Ramadan’s initial response was that the problem with religion, and in particular with Islam, is not with its religious book per se but with the book’s readers. Misguided interpretations of Islam’s religious texts are what have caused some people to stray from God’s original intent. For Ramadan, Hitchens unfairly distills and simplifies a religion which is multifarious, just as the human race is. There is indeed good Islam present in the world, and there are many adherents of it (according to Ramadan, more than we know about).
Furthermore, Ramadan believes that in its ideal form, Islam is what allows us to save ourselves from ourselves — that is, from all those human qualities which we abhor. This process, he claimed, is jihad. Ramadan believes that jihad is one of the many terms that Americans and the West misunderstand. At this point, I could not help but be reminded of the defense that Communists give when confronted with the horrors perpetrated in the name of their political philosophy throughout the 20th century. That was not the “real” Communism, they say.
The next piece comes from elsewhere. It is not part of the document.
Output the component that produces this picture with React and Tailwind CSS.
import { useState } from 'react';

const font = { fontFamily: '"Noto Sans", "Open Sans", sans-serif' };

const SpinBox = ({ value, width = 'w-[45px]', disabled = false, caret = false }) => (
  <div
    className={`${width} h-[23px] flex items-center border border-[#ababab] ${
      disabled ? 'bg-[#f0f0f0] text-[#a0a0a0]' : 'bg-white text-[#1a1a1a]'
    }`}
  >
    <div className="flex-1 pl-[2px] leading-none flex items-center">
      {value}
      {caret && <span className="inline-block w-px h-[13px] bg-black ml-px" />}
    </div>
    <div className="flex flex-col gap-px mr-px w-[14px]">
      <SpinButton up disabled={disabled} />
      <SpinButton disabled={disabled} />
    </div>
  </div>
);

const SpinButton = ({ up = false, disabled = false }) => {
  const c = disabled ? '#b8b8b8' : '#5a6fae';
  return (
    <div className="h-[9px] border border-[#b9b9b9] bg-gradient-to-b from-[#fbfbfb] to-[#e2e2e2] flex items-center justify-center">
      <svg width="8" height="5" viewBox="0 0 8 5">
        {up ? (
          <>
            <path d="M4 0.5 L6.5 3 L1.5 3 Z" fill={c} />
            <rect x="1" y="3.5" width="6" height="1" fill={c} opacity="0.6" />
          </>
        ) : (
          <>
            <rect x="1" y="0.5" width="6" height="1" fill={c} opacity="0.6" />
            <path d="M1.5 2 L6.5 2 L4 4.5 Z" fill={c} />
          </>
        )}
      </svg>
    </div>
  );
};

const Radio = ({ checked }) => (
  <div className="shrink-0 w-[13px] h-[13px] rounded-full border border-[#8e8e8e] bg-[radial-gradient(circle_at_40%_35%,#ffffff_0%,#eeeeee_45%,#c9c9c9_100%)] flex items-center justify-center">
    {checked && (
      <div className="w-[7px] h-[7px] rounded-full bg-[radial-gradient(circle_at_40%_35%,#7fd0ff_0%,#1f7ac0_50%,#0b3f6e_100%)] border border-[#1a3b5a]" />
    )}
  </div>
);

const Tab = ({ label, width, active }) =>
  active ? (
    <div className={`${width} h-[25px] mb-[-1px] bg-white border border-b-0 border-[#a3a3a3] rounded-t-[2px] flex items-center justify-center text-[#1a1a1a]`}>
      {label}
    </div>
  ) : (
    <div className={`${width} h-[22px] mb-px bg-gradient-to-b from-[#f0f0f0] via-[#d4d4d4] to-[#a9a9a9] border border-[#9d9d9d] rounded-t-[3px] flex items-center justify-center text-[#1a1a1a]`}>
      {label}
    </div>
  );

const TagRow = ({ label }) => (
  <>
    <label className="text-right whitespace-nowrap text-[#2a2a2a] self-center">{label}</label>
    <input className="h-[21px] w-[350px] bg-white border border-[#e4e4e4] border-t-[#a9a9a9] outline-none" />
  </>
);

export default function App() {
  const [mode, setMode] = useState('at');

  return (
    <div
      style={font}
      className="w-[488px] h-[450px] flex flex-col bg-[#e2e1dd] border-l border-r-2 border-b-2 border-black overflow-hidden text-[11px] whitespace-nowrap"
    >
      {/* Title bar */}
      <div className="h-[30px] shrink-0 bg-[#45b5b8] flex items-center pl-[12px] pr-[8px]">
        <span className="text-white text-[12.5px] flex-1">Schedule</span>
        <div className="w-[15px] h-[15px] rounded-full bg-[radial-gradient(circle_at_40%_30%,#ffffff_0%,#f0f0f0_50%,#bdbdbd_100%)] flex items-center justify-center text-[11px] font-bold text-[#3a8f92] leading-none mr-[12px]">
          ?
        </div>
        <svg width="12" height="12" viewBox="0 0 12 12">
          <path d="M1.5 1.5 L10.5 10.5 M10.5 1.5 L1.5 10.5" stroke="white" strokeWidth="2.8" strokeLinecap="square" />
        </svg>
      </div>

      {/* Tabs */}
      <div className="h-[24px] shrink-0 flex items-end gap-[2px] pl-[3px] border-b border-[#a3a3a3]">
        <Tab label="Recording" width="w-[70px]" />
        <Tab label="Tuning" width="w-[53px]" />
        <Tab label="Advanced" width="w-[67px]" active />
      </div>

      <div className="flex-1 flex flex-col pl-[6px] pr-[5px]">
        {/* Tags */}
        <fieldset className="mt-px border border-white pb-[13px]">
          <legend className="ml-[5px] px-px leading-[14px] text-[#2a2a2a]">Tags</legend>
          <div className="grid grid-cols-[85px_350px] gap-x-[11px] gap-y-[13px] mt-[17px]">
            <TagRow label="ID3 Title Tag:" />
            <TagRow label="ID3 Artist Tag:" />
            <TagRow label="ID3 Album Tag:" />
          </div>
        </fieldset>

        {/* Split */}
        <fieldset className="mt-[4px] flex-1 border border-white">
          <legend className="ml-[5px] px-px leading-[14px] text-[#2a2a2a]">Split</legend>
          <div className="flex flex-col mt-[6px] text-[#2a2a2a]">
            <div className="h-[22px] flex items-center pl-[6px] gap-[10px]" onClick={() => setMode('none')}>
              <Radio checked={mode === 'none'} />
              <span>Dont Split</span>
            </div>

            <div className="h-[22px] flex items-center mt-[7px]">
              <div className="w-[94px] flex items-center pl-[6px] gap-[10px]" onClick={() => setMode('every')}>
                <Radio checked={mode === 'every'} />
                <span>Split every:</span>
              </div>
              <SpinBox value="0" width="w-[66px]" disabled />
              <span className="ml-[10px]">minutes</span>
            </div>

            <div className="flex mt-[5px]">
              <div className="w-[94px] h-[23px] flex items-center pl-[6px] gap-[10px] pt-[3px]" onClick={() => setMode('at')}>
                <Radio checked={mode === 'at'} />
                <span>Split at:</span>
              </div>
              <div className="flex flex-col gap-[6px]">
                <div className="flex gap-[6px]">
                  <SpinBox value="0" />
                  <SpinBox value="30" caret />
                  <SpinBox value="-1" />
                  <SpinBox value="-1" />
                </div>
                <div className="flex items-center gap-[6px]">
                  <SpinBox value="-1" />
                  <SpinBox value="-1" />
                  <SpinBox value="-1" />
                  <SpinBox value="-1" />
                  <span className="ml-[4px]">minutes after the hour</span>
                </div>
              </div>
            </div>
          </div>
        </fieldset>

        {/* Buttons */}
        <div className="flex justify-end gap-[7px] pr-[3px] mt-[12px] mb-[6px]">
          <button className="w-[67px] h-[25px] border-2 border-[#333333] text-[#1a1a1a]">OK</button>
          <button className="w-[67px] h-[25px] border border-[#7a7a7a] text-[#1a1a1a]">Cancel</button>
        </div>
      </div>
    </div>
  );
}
In response, Hitchens argued that simply by reading holy books one cannot say whether this book or that book is definitely the word of God. What he can say is that if these books were the word of God, particularly with respect to Islam, they must have come when God was having a bad day. The audience laughed and Hitch mentioned that he was happy to be in a country where such a joke was greeted with laughter, rather than violence. Unfortunately, even in our free society, we are becoming less free because there now exists a legitimate fear of reprisals from offended Muslims. Even in America, to this day, no print newspaper has shown the infamous Danish cartoons depicting Mohammed.
Ramadan responded by repeating himself: the problem is not the religion but some of its practitioners. Islam deals with human beings, he said, and where you deal with human beings you will deal with violence. Moreover, Islam is often blamed for the political actions of Islamic leaders. This has nothing to do with Islam and everything to do with political expediency, he claimed.
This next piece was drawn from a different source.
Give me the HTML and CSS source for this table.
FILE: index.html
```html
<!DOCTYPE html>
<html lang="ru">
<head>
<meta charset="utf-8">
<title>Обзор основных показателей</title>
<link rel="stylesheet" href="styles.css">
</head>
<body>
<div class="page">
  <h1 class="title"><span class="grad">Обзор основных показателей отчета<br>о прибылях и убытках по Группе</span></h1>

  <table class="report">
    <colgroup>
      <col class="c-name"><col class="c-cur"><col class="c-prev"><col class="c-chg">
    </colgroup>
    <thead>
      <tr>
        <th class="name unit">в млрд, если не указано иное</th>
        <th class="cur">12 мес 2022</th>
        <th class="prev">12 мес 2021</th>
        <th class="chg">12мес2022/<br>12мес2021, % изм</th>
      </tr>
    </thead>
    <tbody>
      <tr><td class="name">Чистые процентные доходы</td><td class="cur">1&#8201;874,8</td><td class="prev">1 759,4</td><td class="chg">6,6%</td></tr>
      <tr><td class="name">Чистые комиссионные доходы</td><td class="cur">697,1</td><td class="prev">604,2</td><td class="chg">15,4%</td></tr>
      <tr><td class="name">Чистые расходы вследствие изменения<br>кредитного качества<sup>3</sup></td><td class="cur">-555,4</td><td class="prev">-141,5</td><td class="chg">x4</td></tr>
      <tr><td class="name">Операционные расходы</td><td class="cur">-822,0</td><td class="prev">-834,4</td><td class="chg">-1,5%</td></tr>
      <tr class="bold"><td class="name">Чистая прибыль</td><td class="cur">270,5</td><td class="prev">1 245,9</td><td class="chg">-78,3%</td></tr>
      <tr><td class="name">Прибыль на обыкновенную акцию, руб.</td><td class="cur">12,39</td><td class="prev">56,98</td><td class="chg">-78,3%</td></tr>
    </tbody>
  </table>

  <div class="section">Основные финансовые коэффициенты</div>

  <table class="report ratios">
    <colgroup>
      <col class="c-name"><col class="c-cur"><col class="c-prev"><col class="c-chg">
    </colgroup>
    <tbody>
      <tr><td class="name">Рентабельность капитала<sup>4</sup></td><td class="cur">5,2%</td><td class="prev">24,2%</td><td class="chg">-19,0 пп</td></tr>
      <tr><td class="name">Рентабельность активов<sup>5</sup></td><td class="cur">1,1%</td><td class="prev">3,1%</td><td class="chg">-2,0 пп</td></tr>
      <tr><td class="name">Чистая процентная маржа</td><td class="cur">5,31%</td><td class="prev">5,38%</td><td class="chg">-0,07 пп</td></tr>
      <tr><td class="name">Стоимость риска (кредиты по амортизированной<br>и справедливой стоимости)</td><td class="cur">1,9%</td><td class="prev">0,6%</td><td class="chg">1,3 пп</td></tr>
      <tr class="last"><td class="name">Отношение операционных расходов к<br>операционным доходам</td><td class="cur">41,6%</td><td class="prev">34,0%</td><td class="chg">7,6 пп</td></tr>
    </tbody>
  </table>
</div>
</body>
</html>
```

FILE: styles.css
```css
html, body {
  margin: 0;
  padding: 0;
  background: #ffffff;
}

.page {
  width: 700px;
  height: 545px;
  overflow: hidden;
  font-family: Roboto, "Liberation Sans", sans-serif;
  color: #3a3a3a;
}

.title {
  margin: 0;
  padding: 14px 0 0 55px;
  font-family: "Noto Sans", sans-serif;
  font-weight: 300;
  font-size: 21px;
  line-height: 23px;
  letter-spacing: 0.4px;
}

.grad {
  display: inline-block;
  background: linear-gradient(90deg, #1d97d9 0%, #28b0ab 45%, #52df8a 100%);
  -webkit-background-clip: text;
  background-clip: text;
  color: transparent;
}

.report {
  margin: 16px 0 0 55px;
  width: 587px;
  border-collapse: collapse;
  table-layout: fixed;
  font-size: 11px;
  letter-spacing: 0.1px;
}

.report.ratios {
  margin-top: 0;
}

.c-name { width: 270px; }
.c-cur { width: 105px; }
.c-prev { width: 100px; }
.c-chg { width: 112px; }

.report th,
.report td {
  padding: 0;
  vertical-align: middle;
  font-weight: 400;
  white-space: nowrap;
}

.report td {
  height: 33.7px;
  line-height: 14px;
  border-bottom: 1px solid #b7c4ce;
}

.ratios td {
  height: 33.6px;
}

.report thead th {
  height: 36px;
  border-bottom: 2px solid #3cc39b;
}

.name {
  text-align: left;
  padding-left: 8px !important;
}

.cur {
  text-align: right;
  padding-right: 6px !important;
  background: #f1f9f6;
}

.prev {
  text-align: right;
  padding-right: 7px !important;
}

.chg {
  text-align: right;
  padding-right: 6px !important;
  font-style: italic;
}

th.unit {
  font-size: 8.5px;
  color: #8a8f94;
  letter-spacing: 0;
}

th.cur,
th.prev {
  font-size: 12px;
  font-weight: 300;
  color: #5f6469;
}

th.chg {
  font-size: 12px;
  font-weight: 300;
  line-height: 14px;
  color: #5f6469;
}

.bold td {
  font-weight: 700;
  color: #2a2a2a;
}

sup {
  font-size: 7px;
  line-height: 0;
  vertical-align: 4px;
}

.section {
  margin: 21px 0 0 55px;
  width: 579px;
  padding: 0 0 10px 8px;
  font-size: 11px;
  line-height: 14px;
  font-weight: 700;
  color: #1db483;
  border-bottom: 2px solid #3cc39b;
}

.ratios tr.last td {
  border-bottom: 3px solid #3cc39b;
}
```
Hitchens rejoined by saying that one of the things which makes Islam unique is that, while other religions like Christianity have been confined by secular societies (even ones with Christian-majorities), Islam is not confined in such a way in Muslim-majority countries. For instance, consider the prevalence of Sharia, or Islamic law, which is also on the rise in secular, Muslim-minority societies. Ramadan’s response was to say that like jihad, Sharia, too, could be interpreted in many ways — good and bad. There are those (a small minority he says) who concentrate on Sharia being about punishments. But there are others who take Sharia to be a system of social justice.
Though never saying so explicitly, Ramadan clearly believes Hitchens to be an “enlightenment fundamentalist,” i.e. someone whose belief in enlightenment values is so out of balance that he simplifies ”the other” into a straw-monster, often inciting violence where none would otherwise exist. Hitchens would undoubtedly wear the term as a badge of honor. He clearly exudes a sense of solidarity with other “enlightenment fundamentalists” such as Ayaan Hirsi Ali.
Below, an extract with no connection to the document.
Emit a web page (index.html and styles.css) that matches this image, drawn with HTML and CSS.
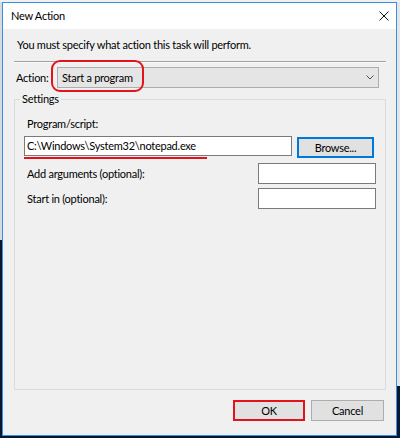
FILE: index.html
```html
<!DOCTYPE html>
<html lang="en">
<head>
    <meta charset="UTF-8">
    <meta name="viewport" content="width=device-width, initial-scale=1.0">
    <title>New Action</title>
    <link rel="stylesheet" href="styles.css">
</head>
<body>
    <div class="window">
        <div class="titlebar">
            <span class="title">New Action</span>
            <svg class="close-icon" width="10" height="10" viewBox="0 0 10 10">
                <path d="M0.5 0.5 L9.5 9.5 M9.5 0.5 L0.5 9.5" stroke="#111" stroke-width="1" fill="none"/>
            </svg>
        </div>
        <div class="content">
            <p class="intro">You must specify what action this task will perform.</p>
            <div class="separator"></div>

            <div class="action-row">
                <span class="action-label">Action:</span>
                <div class="combo">
                    <span>Start a program</span>
                    <svg class="chevron" width="8" height="5" viewBox="0 0 8 5">
                        <polyline points="0.5,0.5 4,4 7.5,0.5" stroke="#555" stroke-width="1" fill="none"/>
                    </svg>
                    <!-- red highlight around the chosen action -->
                    <span class="mark-ring"></span>
                </div>
            </div>

            <fieldset class="settings">
                <legend>Settings</legend>
                <div class="field-label">Program/script:</div>
                <div class="program-row">
                    <div class="text-input program-input">
                        C:\Windows\System32\notepad.exe
                        <span class="mark-underline"></span>
                    </div>
                    <button class="btn browse-btn">Browse...</button>
                </div>
                <div class="option-row">
                    <span class="option-label">Add arguments (optional):</span>
                    <div class="text-input small-input"></div>
                </div>
                <div class="option-row">
                    <span class="option-label">Start in (optional):</span>
                    <div class="text-input small-input"></div>
                </div>
            </fieldset>

            <div class="buttons">
                <button class="btn ok-btn">OK</button>
                <button class="btn cancel-btn">Cancel</button>
            </div>
        </div>
    </div>
</body>
</html>
```

FILE: styles.css
```css
body {
    margin: 0;
    width: 400px;
    height: 438px;
    overflow: hidden;
    font-family: Lato, "Noto Sans", sans-serif;
    font-size: 11px;
    letter-spacing: -0.25px;
    color: #000;
    background:
        linear-gradient(#eef0f2, #eef0f2) left top / 100% 2px no-repeat,
        linear-gradient(#d4dbe3, #d4dbe3) left top / 2px 240px no-repeat,
        linear-gradient(#e4e6e8, #e4e6e8) right top / 3px 386px no-repeat,
        #06182f;
}
.window {
    box-sizing: border-box;
    width: 395px;
    height: 434px;
    margin: 2px 0 0 2px;
    border: 1px solid #3a8ee0;
    background-color: #f0f0f0;
    display: flex;
    flex-direction: column;
}
.titlebar {
    height: 26px;
    flex: none;
    background-color: #fff;
    display: flex;
    align-items: center;
    justify-content: space-between;
    padding: 0 7px 0 8px;
}
.title {
    line-height: 16px;
}
.close-icon {
    display: block;
}
.content {
    flex: 1;
    display: flex;
    flex-direction: column;
    padding: 8px 10px 14px 11px;
    min-height: 0;
}
.intro {
    margin: 0;
    padding-left: 3px;
    line-height: 16px;
}
.separator {
    margin-top: 8px;
    border-top: 1px solid #a0a0a0;
    border-bottom: 1px solid #fcfcfc;
}
.action-row {
    margin-top: 4px;
    display: flex;
    align-items: center;
}
.action-label {
    width: 41px;
    padding-left: 2px;
}
.combo {
    position: relative;
    flex: 1;
    box-sizing: border-box;
    height: 21px;
    margin-right: 7px;
    border: 1px solid #adadad;
    background-color: #e5e5e5;
    display: flex;
    align-items: center;
    justify-content: space-between;
    padding: 0 4px 0 4px;
}
.chevron {
    display: block;
}
.mark-ring {
    position: absolute;
    left: -7px;
    top: -8px;
    width: 89px;
    height: 28px;
    border: 2px solid #e4131b;
    border-radius: 9px;
}

/* Settings group */
.settings {
    flex: 1;
    margin: 3px 0 0;
    padding: 0 9px 0 9px;
    border: 1px solid #dcdcdc;
    min-width: 0;
}
.settings legend {
    margin-left: -4px;
    padding: 0 2px;
    line-height: 16px;
}
.field-label {
    margin-top: 9px;
    padding-left: 3px;
    line-height: 16px;
}
.program-row {
    margin-top: 4px;
    display: flex;
    align-items: flex-start;
    gap: 5px;
}
.text-input {
    box-sizing: border-box;
    height: 21px;
    border: 1px solid #7a7a7a;
    background-color: #fff;
}
.program-input {
    position: relative;
    width: 268px;
    height: 20px;
    padding-left: 2px;
    line-height: 18px;
    white-space: nowrap;
}
.mark-underline {
    position: absolute;
    left: -1px;
    top: 20px;
    width: 183px;
    height: 2px;
    background-color: #e4131b;
}
.option-row {
    margin-top: 5px;
    display: flex;
    align-items: center;
    justify-content: space-between;
}
.option-row + .option-row {
    margin-top: 4px;
}
.option-label {
    padding-left: 3px;
}
.small-input {
    width: 118px;
}

/* Buttons */
.btn {
    box-sizing: border-box;
    height: 21px;
    padding: 0;
    font-family: inherit;
    font-size: inherit;
    letter-spacing: inherit;
    color: #000;
    background-color: #e1e1e1;
    border: 1px solid #adadad;
}
.browse-btn {
    width: 77px;
    margin-top: 1px;
    margin-right: 1px;
    border: 2px solid #0078d7;
}
.buttons {
    margin-top: 10px;
    display: flex;
    justify-content: flex-end;
    gap: 6px;
    padding-right: 2px;
}
.ok-btn {
    width: 72px;
    border: 2px solid #e4131b;
}
.cancel-btn {
    width: 73px;
}
```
It is naive to profess to have the ability to judge a debate only on the basis of what is being said by the debaters — especially in light of the substantial evidence regarding Ramadan’s duplicity in addressing Western audiences. In any case, it would be impossible for someone who has spent more than a decade reading both men to strike from memory all that he has learned about their positions — hence, I can’t be an unbiased arbiter. Nevertheless, I believe anyone judging the debate who did not come with preconceived notions would agree that in style (not surprising given Hitchens’ extraordinary rhetorical acumen) and in substance, Hitchens won the debate.
One deduction has to be made from Hitchens’ performance, however. Hitchens was obviously trading on the assumption that no religion can be a religion of peace and that therefore, Islam, like any other religion, is incompatible with peace. In some ways, this is a cravenly way to criticize Islam. There is no comparison, for instance, with the loving and peaceful teachings of Jesus of Nazareth and the violent commandments and deeds of the prophet of Islam. There are indeed bolder arguments to be made demonstrating why Islam, all other religions aside, stands athwart any notion of peaceful human coexistence. Even so, Hitch, undeterred by Ramadan, definitely delivered a great performance — which was a great relief to his fans.